(Direction): Below are the entries; state how many of their lines contain the string "that", and nothing more.
** Begin Extracted records **
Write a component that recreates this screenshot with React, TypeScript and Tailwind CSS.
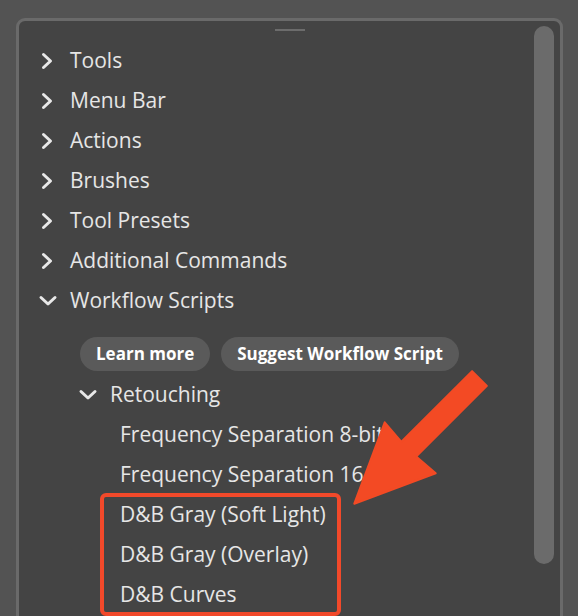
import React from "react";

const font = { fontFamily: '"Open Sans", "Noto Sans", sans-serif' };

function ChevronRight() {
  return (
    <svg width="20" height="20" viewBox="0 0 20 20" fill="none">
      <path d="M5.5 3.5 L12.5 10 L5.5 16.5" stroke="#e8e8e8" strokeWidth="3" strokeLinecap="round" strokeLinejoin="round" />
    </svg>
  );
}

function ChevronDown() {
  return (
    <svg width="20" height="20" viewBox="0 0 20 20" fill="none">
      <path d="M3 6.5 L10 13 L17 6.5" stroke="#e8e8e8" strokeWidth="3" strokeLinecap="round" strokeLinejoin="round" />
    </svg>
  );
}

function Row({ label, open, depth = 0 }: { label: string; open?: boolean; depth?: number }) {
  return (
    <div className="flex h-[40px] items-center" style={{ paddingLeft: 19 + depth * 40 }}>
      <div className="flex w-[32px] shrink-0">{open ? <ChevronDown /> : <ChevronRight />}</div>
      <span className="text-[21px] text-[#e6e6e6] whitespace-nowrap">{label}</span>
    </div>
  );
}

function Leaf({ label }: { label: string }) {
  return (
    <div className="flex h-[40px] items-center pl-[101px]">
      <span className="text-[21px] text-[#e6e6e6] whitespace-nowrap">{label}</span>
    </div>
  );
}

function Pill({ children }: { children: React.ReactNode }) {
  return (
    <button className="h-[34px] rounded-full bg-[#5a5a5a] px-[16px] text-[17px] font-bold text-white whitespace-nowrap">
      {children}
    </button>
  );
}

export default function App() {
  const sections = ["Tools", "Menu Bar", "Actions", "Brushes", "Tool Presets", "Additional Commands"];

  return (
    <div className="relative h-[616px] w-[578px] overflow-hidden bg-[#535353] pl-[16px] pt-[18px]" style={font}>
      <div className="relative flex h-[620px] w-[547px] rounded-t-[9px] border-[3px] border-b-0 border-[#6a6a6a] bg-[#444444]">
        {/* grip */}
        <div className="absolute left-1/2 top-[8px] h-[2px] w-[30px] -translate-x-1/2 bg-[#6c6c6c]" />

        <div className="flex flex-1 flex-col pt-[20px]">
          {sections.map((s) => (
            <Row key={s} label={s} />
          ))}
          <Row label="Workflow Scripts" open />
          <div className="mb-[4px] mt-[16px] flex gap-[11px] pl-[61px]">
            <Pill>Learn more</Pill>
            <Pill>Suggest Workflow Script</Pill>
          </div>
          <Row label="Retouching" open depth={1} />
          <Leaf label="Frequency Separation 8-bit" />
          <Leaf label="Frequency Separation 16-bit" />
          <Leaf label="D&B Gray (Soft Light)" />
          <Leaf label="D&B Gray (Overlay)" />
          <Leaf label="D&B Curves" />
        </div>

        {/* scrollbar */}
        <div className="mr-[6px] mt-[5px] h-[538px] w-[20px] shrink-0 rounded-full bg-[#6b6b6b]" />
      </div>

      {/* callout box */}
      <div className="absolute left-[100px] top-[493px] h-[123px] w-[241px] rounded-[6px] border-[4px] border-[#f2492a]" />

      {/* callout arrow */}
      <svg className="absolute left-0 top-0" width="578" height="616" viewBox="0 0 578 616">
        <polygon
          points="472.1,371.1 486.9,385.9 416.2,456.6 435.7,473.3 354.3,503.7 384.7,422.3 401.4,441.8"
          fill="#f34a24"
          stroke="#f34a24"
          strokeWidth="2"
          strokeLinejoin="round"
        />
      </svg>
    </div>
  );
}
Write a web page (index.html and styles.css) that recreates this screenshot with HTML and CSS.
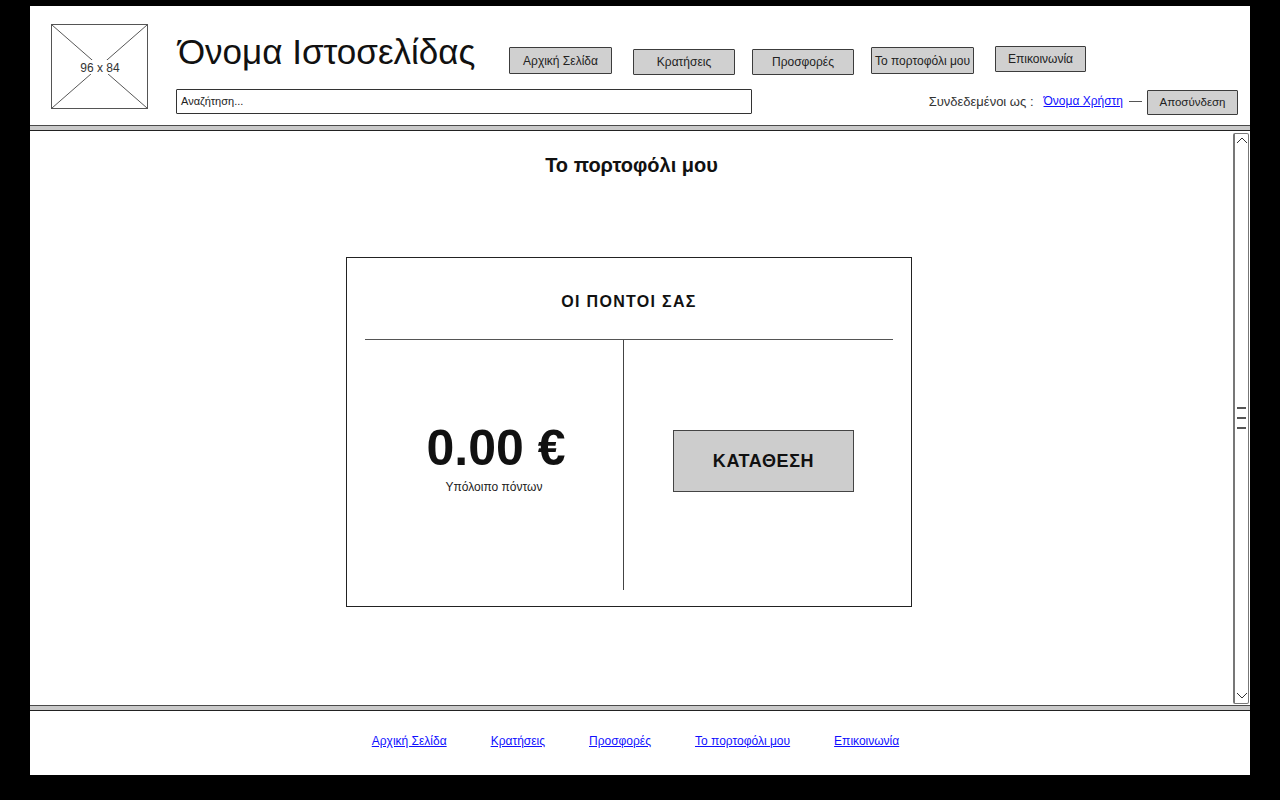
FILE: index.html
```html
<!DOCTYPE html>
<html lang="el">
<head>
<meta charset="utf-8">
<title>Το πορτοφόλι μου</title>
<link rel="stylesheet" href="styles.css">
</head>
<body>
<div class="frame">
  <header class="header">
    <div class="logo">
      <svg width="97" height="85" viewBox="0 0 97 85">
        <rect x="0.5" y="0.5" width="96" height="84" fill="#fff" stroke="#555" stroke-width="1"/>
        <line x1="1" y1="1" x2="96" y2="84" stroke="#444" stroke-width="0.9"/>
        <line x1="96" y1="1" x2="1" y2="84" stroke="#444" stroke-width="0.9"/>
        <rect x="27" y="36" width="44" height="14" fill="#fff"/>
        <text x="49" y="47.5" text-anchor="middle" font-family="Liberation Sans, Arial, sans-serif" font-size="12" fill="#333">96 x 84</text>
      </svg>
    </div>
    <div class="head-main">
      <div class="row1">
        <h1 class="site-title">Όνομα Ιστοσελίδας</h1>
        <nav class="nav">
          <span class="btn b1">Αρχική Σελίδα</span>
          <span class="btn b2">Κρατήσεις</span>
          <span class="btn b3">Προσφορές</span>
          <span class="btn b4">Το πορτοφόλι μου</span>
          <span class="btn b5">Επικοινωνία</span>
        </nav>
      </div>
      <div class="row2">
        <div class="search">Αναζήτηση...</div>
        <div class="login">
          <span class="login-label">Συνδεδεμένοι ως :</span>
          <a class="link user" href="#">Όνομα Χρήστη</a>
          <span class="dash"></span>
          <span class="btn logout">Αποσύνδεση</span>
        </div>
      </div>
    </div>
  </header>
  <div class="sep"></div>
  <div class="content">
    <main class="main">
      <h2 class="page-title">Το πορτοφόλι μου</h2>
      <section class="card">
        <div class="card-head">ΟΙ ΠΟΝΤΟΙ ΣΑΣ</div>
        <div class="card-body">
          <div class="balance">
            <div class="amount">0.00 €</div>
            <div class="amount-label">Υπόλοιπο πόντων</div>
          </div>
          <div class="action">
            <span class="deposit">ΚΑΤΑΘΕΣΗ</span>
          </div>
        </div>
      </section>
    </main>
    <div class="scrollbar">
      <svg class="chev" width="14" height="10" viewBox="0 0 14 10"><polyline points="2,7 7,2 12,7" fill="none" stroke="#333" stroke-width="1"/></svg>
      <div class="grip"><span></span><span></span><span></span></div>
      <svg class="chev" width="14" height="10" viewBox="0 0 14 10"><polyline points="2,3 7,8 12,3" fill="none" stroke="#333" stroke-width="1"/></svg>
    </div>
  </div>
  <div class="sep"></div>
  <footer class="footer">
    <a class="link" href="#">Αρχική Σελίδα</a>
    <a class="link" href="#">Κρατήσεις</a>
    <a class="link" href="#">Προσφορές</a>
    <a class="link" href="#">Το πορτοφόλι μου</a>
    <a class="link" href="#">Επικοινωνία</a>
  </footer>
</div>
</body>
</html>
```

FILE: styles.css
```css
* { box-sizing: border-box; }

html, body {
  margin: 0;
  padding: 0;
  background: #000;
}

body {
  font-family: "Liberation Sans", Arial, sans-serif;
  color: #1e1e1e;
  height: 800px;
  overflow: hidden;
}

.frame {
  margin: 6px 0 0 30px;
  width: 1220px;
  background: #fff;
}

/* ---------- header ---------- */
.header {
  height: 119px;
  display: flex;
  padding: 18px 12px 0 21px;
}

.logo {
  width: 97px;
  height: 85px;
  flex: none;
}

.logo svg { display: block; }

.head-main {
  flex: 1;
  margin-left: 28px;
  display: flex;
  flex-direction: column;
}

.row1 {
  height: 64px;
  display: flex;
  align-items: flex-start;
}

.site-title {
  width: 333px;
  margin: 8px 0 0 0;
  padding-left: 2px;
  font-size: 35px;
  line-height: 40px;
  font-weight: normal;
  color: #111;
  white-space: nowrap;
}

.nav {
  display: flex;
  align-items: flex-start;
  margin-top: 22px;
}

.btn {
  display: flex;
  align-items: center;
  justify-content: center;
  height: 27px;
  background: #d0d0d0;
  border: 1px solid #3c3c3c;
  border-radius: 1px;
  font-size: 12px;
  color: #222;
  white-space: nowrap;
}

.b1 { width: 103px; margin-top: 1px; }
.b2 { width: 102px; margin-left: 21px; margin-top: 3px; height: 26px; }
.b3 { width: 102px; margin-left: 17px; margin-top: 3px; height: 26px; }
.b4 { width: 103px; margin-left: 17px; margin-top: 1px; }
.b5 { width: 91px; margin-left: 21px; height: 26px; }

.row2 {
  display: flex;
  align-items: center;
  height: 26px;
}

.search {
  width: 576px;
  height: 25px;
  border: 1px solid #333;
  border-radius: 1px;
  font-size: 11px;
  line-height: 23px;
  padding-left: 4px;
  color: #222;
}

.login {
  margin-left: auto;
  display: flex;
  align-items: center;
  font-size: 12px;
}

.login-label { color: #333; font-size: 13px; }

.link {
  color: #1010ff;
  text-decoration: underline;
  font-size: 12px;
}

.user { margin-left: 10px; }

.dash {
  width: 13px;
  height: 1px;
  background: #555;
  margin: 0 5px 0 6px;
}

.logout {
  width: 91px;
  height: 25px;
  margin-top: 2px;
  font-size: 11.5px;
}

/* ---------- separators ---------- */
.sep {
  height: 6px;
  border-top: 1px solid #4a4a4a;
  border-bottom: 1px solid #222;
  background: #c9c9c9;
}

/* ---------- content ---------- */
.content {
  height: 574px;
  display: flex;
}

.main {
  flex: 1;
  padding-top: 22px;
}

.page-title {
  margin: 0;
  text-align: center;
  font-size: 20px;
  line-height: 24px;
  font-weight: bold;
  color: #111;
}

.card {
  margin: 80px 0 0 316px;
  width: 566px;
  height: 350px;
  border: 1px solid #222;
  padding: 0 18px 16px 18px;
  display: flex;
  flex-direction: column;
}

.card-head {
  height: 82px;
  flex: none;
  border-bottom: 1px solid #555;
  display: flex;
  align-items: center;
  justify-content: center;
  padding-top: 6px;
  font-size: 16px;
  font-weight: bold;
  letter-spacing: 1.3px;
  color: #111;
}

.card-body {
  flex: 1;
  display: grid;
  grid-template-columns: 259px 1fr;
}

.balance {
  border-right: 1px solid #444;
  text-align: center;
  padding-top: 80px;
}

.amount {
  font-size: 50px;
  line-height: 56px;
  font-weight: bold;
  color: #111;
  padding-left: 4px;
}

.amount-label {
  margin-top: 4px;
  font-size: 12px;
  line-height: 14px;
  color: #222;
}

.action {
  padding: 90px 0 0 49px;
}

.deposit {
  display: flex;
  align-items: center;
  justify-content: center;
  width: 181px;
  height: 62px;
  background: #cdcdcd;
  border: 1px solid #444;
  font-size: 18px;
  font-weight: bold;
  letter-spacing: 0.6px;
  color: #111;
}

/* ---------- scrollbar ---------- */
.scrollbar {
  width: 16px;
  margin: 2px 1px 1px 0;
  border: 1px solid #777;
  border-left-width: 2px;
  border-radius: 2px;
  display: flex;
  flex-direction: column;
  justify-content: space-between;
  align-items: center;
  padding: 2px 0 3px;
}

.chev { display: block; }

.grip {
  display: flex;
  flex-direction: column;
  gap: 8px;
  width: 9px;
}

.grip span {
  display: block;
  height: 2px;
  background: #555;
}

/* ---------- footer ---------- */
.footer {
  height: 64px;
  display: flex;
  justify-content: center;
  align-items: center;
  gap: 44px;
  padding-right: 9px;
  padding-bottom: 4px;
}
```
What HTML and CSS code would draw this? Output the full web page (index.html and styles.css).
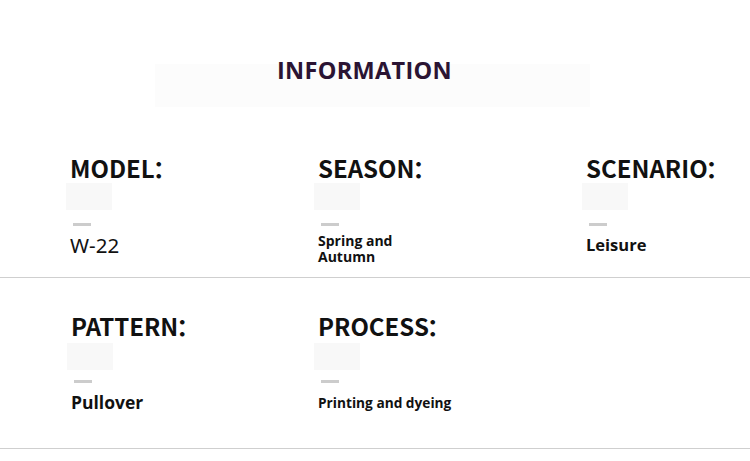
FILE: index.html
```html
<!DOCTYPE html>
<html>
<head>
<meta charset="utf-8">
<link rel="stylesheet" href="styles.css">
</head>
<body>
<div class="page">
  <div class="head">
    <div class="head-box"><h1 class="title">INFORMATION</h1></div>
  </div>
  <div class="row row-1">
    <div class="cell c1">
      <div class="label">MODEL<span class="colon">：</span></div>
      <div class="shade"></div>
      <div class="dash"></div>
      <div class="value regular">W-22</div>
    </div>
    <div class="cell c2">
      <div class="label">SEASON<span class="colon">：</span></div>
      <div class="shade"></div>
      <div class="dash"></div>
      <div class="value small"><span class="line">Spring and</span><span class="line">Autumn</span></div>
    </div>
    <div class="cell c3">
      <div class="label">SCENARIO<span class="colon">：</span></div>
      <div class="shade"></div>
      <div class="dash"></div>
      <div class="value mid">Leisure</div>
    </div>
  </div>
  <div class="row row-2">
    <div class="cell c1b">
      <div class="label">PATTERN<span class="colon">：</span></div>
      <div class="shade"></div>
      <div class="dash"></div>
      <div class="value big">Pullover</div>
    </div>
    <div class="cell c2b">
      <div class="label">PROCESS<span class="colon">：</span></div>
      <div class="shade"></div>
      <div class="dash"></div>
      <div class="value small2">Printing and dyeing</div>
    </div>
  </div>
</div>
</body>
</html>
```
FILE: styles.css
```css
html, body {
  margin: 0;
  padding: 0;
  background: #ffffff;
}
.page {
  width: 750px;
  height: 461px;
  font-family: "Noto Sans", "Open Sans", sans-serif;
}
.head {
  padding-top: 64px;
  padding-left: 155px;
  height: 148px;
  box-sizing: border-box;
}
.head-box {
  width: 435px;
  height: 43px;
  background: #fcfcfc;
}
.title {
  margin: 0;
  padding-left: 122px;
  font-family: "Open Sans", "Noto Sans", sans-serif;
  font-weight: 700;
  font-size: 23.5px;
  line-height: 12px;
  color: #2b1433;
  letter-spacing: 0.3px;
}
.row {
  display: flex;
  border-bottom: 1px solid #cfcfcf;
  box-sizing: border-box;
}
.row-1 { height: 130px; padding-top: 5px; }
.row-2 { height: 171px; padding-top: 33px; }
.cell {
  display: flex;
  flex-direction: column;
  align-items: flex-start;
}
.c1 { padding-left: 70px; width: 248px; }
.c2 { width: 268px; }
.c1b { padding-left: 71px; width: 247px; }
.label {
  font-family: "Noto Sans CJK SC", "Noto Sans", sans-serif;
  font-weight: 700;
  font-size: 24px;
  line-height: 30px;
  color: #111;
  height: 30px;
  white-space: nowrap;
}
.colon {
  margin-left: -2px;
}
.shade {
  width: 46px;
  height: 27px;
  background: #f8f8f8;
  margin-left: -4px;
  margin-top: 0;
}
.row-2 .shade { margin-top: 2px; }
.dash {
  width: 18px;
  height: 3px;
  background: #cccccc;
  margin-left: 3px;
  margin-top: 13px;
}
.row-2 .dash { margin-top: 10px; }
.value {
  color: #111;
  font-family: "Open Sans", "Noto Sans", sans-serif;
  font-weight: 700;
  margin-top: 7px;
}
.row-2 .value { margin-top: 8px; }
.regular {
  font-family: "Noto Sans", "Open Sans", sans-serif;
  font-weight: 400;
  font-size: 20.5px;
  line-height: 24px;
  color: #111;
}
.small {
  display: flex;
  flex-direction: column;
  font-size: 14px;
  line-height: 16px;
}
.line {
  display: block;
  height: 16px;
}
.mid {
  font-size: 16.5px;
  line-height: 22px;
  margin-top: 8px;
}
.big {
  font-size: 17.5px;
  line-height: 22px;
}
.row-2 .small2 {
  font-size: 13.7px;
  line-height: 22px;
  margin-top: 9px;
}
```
** End Extracted records **
(Reply to the task): 2